0

Normally, when we read a csv file in R, the spaces are automatically converted to '.'

> df <- read.csv("report.csv")
> str(df)
'data.frame':   598 obs. of  61 variables:
 $ LR.Number   
 $ Vehicle.Number   

However, when we read the same csv file in sparkR, the space remains intact and is not handled implicitly by spark

#To read a csv file
df <- read.df(sqlContext, path = "report.csv", source = "com.databricks.spark.csv", inferSchema = "true", header="true")
printSchema(df)

root
 |-- LR Number: string (nullable = true)
 |-- Vehicle Number: string (nullable = true)

Because of this, performing any activity with the column causes a lot of trouble and need to be call like this

head(select(df, df$`LR Number`))

How can I explicitly handle this? How can sparkR implicitly handle this.

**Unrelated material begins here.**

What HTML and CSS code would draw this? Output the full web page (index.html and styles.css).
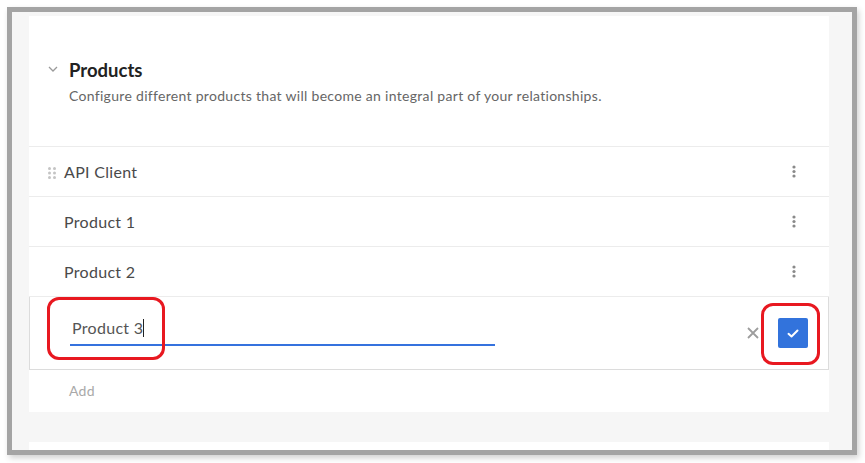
FILE: index.html
```html
<!DOCTYPE html>
<html>
<head>
<meta charset="utf-8">
<link rel="stylesheet" href="styles.css">
</head>
<body>
<div class="frame">
  <div class="canvas">
    <section class="card">
      <header class="card-head">
        <div class="title-line">
          <svg class="chevron" width="10" height="6" viewBox="0 0 10 6"><path d="M1 1 L5 5 L9 1" fill="none" stroke="#9a9a9a" stroke-width="1.3"/></svg>
          <h2 class="title">Products</h2>
        </div>
        <p class="desc">Configure different products that will become an integral part of your relationships.</p>
      </header>
      <div class="row">
        <svg class="handle" width="8" height="12" viewBox="0 0 8 12"><g fill="#c4c4c4"><circle cx="1.5" cy="1.5" r="1.5"/><circle cx="6.5" cy="1.5" r="1.5"/><circle cx="1.5" cy="6" r="1.5"/><circle cx="6.5" cy="6" r="1.5"/><circle cx="1.5" cy="10.5" r="1.5"/><circle cx="6.5" cy="10.5" r="1.5"/></g></svg>
        <span class="row-label">API Client</span>
        <svg class="kebab" width="4" height="13" viewBox="0 0 4 13"><g fill="#8a8a8a"><circle cx="2" cy="2" r="1.6"/><circle cx="2" cy="6.5" r="1.6"/><circle cx="2" cy="11" r="1.6"/></g></svg>
      </div>
      <div class="row">
        <span class="row-label">Product 1</span>
        <svg class="kebab" width="4" height="13" viewBox="0 0 4 13"><g fill="#8a8a8a"><circle cx="2" cy="2" r="1.6"/><circle cx="2" cy="6.5" r="1.6"/><circle cx="2" cy="11" r="1.6"/></g></svg>
      </div>
      <div class="row">
        <span class="row-label">Product 2</span>
        <svg class="kebab" width="4" height="13" viewBox="0 0 4 13"><g fill="#8a8a8a"><circle cx="2" cy="2" r="1.6"/><circle cx="2" cy="6.5" r="1.6"/><circle cx="2" cy="11" r="1.6"/></g></svg>
      </div>
      <div class="edit-row">
        <div class="input">Product 3<span class="caret"></span></div>
        <div class="actions">
          <svg class="cancel" width="12" height="12" viewBox="0 0 12 12"><path d="M1 1 L11 11 M11 1 L1 11" stroke="#9d9d9d" stroke-width="1.8" fill="none"/></svg>
          <button class="confirm"><svg width="12" height="9" viewBox="0 0 12 9"><path d="M1.5 4.8 L4.5 7.5 L10.5 1.5" stroke="#fff" stroke-width="2" fill="none" stroke-linecap="round" stroke-linejoin="round"/></svg></button>
        </div>
      </div>
      <div class="add">Add</div>
    </section>
    <section class="card next"></section>
    <div class="mark mark-input"></div>
    <div class="mark mark-btn"></div>
  </div>
</div>
</body>
</html>
```
FILE: styles.css
```css
* { box-sizing: border-box; }
html, body { margin: 0; padding: 0; background: #fff; }
body { font-family: Lato, "Noto Sans", sans-serif; width: 865px; height: 463px; overflow: hidden; }

.frame {
  margin: 7px 0 0 7px;
  width: 850px;
  height: 448px;
  border: 5px solid #a4a4a4;
  box-shadow: 2px 3px 6px rgba(0,0,0,0.18);
}
.canvas {
  position: relative;
  height: 100%;
  background: #f6f6f6;
  padding: 4px 23px 0 17px;
  overflow: hidden;
}
.card {
  background: #fff;
  display: flex;
  flex-direction: column;
}
.card-head {
  height: 131px;
  padding: 40px 0 0 19px;
  border-bottom: 1px solid #ececec;
}
.title-line { display: flex; align-items: center; gap: 10px; height: 28px; }
.chevron { margin-top: -3px; }
.title { margin: 0 0 0 1px; font-size: 18.5px; font-weight: 700; color: #222; }
.desc { margin: 3px 0 0 21px; font-size: 14px; letter-spacing: 0.3px; color: #666; }

.row {
  height: 50px;
  display: flex;
  align-items: center;
  padding: 0 33px 0 35px;
  border-bottom: 1px solid #ececec;
  position: relative;
}
.row-label { flex: 1; font-size: 16px; letter-spacing: 0.3px; color: #4a4a4a; }
.handle { position: absolute; left: 19px; top: 20px; }

.edit-row {
  height: 74px;
  margin-top: -1px;
  border: 1px solid #dcdcdc;
  display: flex;
  align-items: center;
  padding: 0 20px 0 40px;
}
.input {
  width: 425px;
  height: 32px;
  margin-top: -7px;
  border-bottom: 2px solid #3572de;
  font-size: 16px;
  letter-spacing: 0.3px;
  color: #555;
  padding: 3px 0 0 2px;
  line-height: 22px;
  display: flex;
  align-items: flex-start;
}
.caret { display: inline-block; width: 1px; height: 18px; margin-top: 2px; background: #222; }
.actions { margin-left: auto; display: flex; align-items: center; gap: 19px; }
.cancel { display: block; }
.confirm {
  width: 30px; height: 30px;
  border: 0; border-radius: 2px;
  background: #3273dc;
  display: flex; align-items: center; justify-content: center;
  padding: 0;
}
.add { height: 42px; padding: 12px 0 0 40px; font-size: 14px; letter-spacing: 0.3px; color: #a9a9a9; }

.card.next { margin-top: 30px; height: 40px; }

.mark {
  position: absolute;
  border: 3px solid #e81820;
  border-radius: 12px;
}
.mark-input { left: 35px; top: 285px; width: 118px; height: 63px; }
.mark-btn { left: 749px; top: 291px; width: 59px; height: 62px; }
```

I am using sparkR 1.5.0 version

Hardik Gupta
  • 4,214
  • 6
  • 27
  • 64
  • not sure if this will help, as delimiter means how each columns are separated. Here columns are "," separated and each column has a space. So I have col1,col2 where col1 is 'name1 name2' , col2 is 'name1 name2' – Hardik Gupta Dec 16 '16 at 11:26
  • this feature in normal R gets automatically handled, try reading a csv file which has column names with spaces, there R automatically inserts a dot (.) – Hardik Gupta Dec 16 '16 at 11:27
  • Set `header = "true"` and `inferSchema = "false"` to skip the names to have it use built-in ones or `selectExpr()` which supports using `col_name AS new_col_name` as seen in this python example: http://stackoverflow.com/a/34077809/1457051 (which shld be straightforward to extrapolate from). I'm running `sparklyr` with spark 2.x when I use spark so I'm not keen to test `sparkR` with an older spark version. You can also use `sql()` to import the CSV with SQL as shown in the "SQL" section of https://github.com/databricks/spark-csv (you can change col names that way in the `CREATE TABLE` call). – hrbrmstr Dec 16 '16 at 12:01
  • `header = "true" and inferSchema = "false"` doesn't works – Hardik Gupta Dec 16 '16 at 12:54
  • then you're stuck at the SQL level or potentially upgrading spark & sparkR to see if newer builds pass on the parameters. If you aren't using sparkR for the ML components but just for the "big data" capabilities take a look at Apache Drill. If all else fails, you can load the CSV in via spark SQL outside of R. – hrbrmstr Dec 16 '16 at 13:57
  • upgrading spark is no option.. I have to live with 1.5.0 only (since am using cloudera cdh 1.5.0 as well ) – Hardik Gupta Dec 16 '16 at 14:15

2 Answers2

1

As a work around you could use the following piece of psuedo code

colnames_df<-colnames(df)
colnames_df<-gsub(" ","_",colnames_df)

colnames(df)<-colnames_df

Another solution is to save file somewhere and read using read.df()

Mohit Bansal
  • 131
  • 8
1

Following worked for me

df = collect(df)
colnames_df<-colnames(df)
colnames_df<-gsub(" ","_",colnames_df)
colnames(df)<-colnames_df
df <- createDataFrame(sqlContext, df)
printSchema(df)

Here we need to locally collect the data first, which will convert spark data frame to normal R data frame. I am sceptical whether this is a good solution as I don't want to call collect. However I investigated and found that even to use ggplot libraries we need to convert this into a local data frame

Hardik Gupta
  • 4,214
  • 6
  • 27
  • 64